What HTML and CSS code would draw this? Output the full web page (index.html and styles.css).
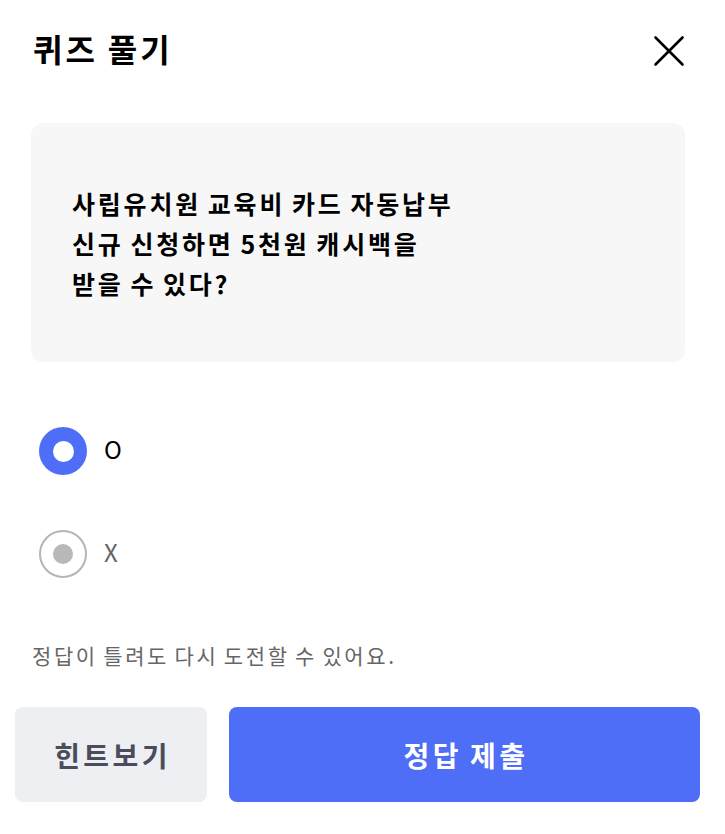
FILE: index.html
```html
<!DOCTYPE html>
<html lang="ko">
<head>
<meta charset="utf-8">
<title>퀴즈 풀기</title>
<link rel="stylesheet" href="styles.css">
</head>
<body>
<div class="sheet">
  <header class="header">
    <h1 class="title">퀴즈 풀기</h1>
    <button class="close" aria-label="닫기">
      <svg width="32" height="32" viewBox="0 0 32 32" fill="none" stroke="#000" stroke-width="2.6" stroke-linecap="round">
        <path d="M2.5 2.5 L29.5 29.5 M29.5 2.5 L2.5 29.5"/>
      </svg>
    </button>
  </header>

  <section class="question">
    <p class="question-text">사립유치원 교육비 카드 자동납부<br>신규 신청하면 5천원 캐시백을<br>받을 수 있다?</p>
  </section>

  <div class="options">
    <label class="option">
      <span class="radio radio-on"><span class="dot"></span></span>
      <span class="option-label">O</span>
    </label>
    <label class="option option-off">
      <span class="radio radio-off"><span class="dot"></span></span>
      <span class="option-label">X</span>
    </label>
  </div>

  <p class="notice">정답이 틀려도 다시 도전할 수 있어요.</p>

  <div class="actions">
    <button class="btn btn-hint">힌트보기</button>
    <button class="btn btn-submit">정답 제출</button>
  </div>
</div>
</body>
</html>
```

FILE: styles.css
```css
* { box-sizing: border-box; }

html, body {
  margin: 0;
  padding: 0;
  background: #ffffff;
}

body {
  font-family: "Noto Sans CJK KR", "Noto Sans", sans-serif;
  color: #000;
}

.sheet {
  width: 725px;
  height: 834px;
  display: flex;
  flex-direction: column;
}

.header {
  display: flex;
  align-items: flex-start;
  justify-content: space-between;
  padding: 24px 40px 0 33px;
  height: 123px;
}

.title {
  margin: 0;
  font-size: 32px;
  line-height: 48px;
  font-weight: 700;
  letter-spacing: 3px;
  word-spacing: -2px;
}

.close {
  border: 0;
  background: none;
  padding: 0;
  margin-top: 11px;
  width: 32px;
  height: 32px;
  display: block;
}

.close svg { display: block; }

.question {
  margin: 0 40px 0 31px;
  height: 239px;
  background: #f7f7f7;
  border-radius: 12px;
  display: flex;
  align-items: center;
  padding: 0 41px;
}

.question-text {
  margin: 0;
  font-size: 25px;
  line-height: 40px;
  font-weight: 700;
  letter-spacing: 2.8px;
  word-spacing: -3px;
}

.options {
  display: flex;
  flex-direction: column;
  gap: 55px;
  padding: 65px 0 0 39px;
}

.option {
  display: flex;
  align-items: center;
  gap: 17px;
  height: 48px;
}

.radio {
  width: 48px;
  height: 48px;
  border-radius: 50%;
  display: flex;
  align-items: center;
  justify-content: center;
}

.radio-on {
  background: #4f6ef7;
}

.radio-on .dot {
  width: 21px;
  height: 21px;
  border-radius: 50%;
  background: #fff;
}

.radio-off {
  border: 2px solid #b5b5b5;
  background: #fff;
}

.radio-off .dot {
  width: 20px;
  height: 20px;
  border-radius: 50%;
  background: #b8b8b8;
}

.option-label {
  font-size: 24px;
  font-weight: 400;
  color: #000;
  margin-top: -5px;
}

.option-off .option-label {
  color: #666;
}

.notice {
  margin: 62px 0 0 32px;
  font-size: 21px;
  line-height: 30px;
  color: #666;
  letter-spacing: 2.6px;
  word-spacing: -3px;
}

.actions {
  display: flex;
  gap: 22px;
  padding: 0 25px 0 15px;
  margin-top: 37px;
}

.btn {
  border: 0;
  height: 95px;
  border-radius: 8px;
  font-family: "Noto Sans CJK KR", "Noto Sans", sans-serif;
  font-size: 28px;
  font-weight: 700;
  letter-spacing: 3.4px;
  word-spacing: -3px;
  text-indent: 3px;
}

.btn-hint {
  width: 192px;
  background: #eeeff3;
  color: #4a4c5c;
}

.btn-submit {
  flex: 1;
  background: #4f6ef7;
  color: #fff;
}
```
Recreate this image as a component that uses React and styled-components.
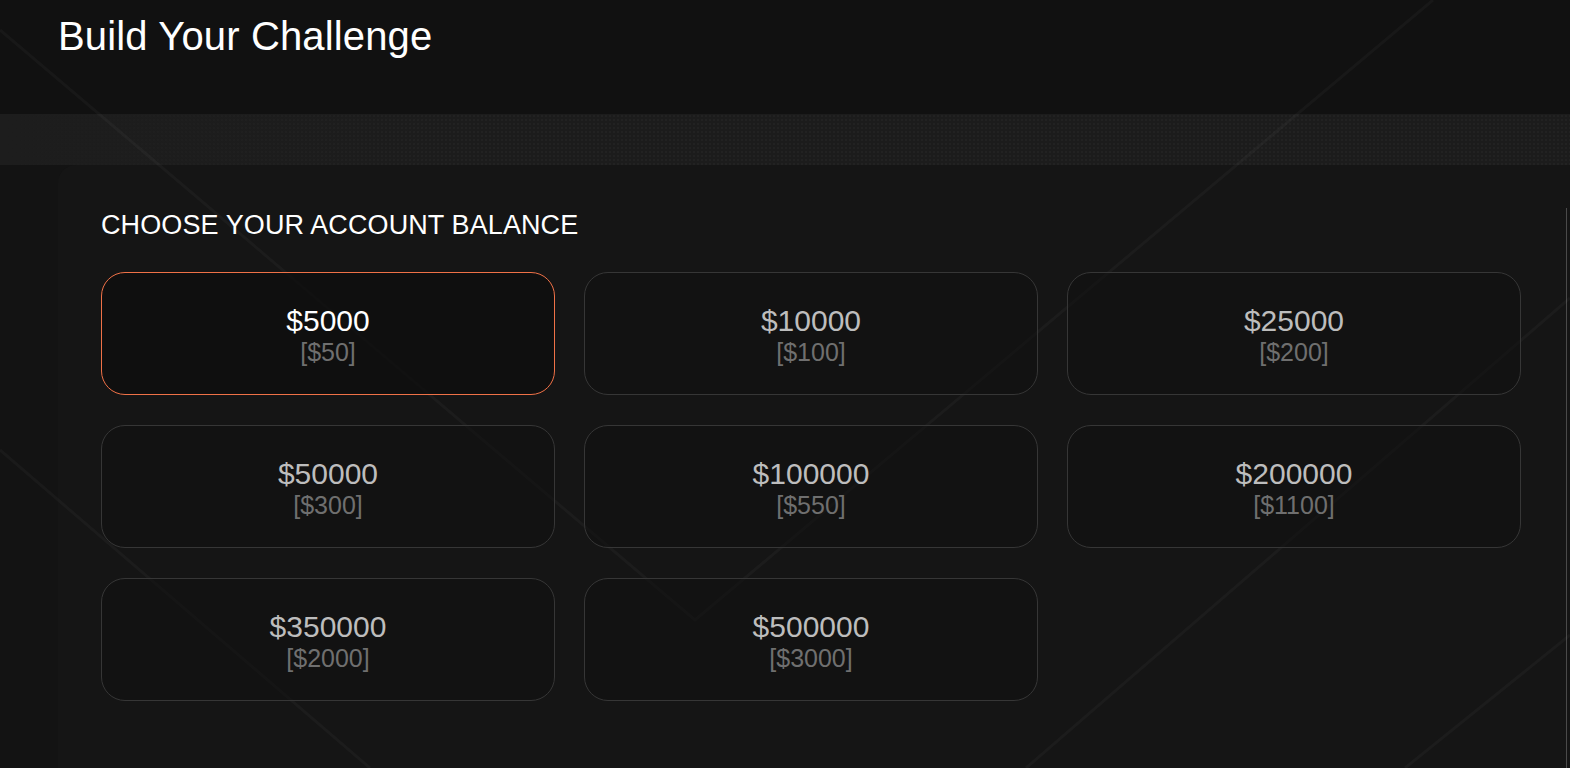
import React, { useState } from "react";
import styled, { createGlobalStyle } from "styled-components";

const GlobalStyle = createGlobalStyle`
  html, body {
    margin: 0;
    padding: 0;
    background: #121212;
    font-family: "Liberation Sans", Arial, sans-serif;
  }
  * { box-sizing: border-box; }
`;

const balances = [
  { amount: "$5000", fee: "[$50]" },
  { amount: "$10000", fee: "[$100]" },
  { amount: "$25000", fee: "[$200]" },
  { amount: "$50000", fee: "[$300]" },
  { amount: "$100000", fee: "[$550]" },
  { amount: "$200000", fee: "[$1100]" },
  { amount: "$350000", fee: "[$2000]" },
  { amount: "$500000", fee: "[$3000]" },
];

const Page = styled.div`
  position: relative;
  display: flex;
  flex-direction: column;
  height: 100vh;
  overflow: hidden;
  background: #121212;
`;

// faint diagonal strokes drawn over the backgrounds, under the text
const Decor = styled.svg`
  position: absolute;
  inset: 0;
  width: 100%;
  height: 100%;
  pointer-events: none;
  z-index: 1;
`;

const Header = styled.header`
  height: 114px;
  flex: none;
  background: #111111;
  padding: 12px 58px 0;
`;

const Title = styled.h1`
  position: relative;
  z-index: 2;
  margin: 0;
  font-size: 40px;
  line-height: 48px;
  font-weight: 400;
  color: #ffffff;
  letter-spacing: 0.15px;
`;

const Band = styled.div`
  height: 51px;
  flex: none;
  background-color: #1c1c1c;
  background-image: linear-gradient(90deg, #1d1d1d 0%, rgba(29, 29, 29, 0) 30%),
    radial-gradient(rgba(255, 255, 255, 0.06) 0.6px, transparent 0.8px);
  background-size: 100% 100%, 4px 4px;
`;

const Body = styled.div`
  flex: 1;
  display: flex;
  padding-left: 58px;
  background: #131313;
`;

const Panel = styled.section`
  position: relative;
  flex: 1;
  background: #151515;
  border-top-left-radius: 18px;
  padding: 44px 49px 0 43px;

  &::after {
    content: "";
    position: absolute;
    right: 3px;
    top: 43px;
    bottom: 0;
    width: 1px;
    background: #4a4a4a;
  }
`;

const Content = styled.div`
  position: relative;
  z-index: 2;
`;

const SectionTitle = styled.h2`
  margin: 0 0 31px;
  font-size: 27px;
  line-height: 32px;
  font-weight: 400;
  color: #ffffff;
  letter-spacing: 0.1px;
`;

const Grid = styled.div`
  display: grid;
  grid-template-columns: repeat(3, 1fr);
  column-gap: 29px;
  row-gap: 30px;
`;

const Card = styled.button`
  height: 123px;
  border-radius: 24px;
  border: 1px solid ${(p) => (p.$active ? "#ef7147" : "#363636")};
  background: ${(p) => (p.$active ? "rgba(14,14,14,0.75)" : "rgba(17,17,17,0.55)")};
  display: flex;
  flex-direction: column;
  align-items: center;
  justify-content: center;
  padding: 4px 0 0;
  cursor: pointer;
  font-family: inherit;
  outline: none;
`;

const Amount = styled.span`
  font-size: 30px;
  line-height: 32px;
  color: ${(p) => (p.$active ? "#ffffff" : "#bdbdbd")};
`;

const Fee = styled.span`
  font-size: 25px;
  line-height: 30px;
  color: #6f6f6f;
`;

export default function App() {
  const [selected, setSelected] = useState(0);

  return (
    <Page>
      <GlobalStyle />
      <Header>
        <Title>Build Your Challenge</Title>
      </Header>
      <Band />
      <Body>
        <Panel>
          <Content>
            <SectionTitle>CHOOSE YOUR ACCOUNT BALANCE</SectionTitle>
            <Grid>
              {balances.map((b, i) => (
                <Card key={b.amount} $active={selected === i} onClick={() => setSelected(i)}>
                  <Amount $active={selected === i}>{b.amount}</Amount>
                  <Fee>{b.fee}</Fee>
                </Card>
              ))}
            </Grid>
          </Content>
        </Panel>
      </Body>
      <Decor viewBox="0 0 1570 768" preserveAspectRatio="none">
        <g stroke="rgba(255,255,255,0.03)" strokeWidth="3" fill="none">
          <polyline points="0,30 695,620 1433,0" />
          <line x1="0" y1="450" x2="370" y2="768" />
          <line x1="1570" y1="298" x2="1026" y2="768" />
          <line x1="1570" y1="635" x2="1405" y2="768" />
        </g>
      </Decor>
    </Page>
  );
}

● Request:
Pull out the lines above in which the word "index" appears.

● The reply:
What HTML and CSS code would draw this? Output the full web page (index.html and styles.css).
FILE: index.html
  z-index: 1;
  z-index: 2;
  z-index: 2;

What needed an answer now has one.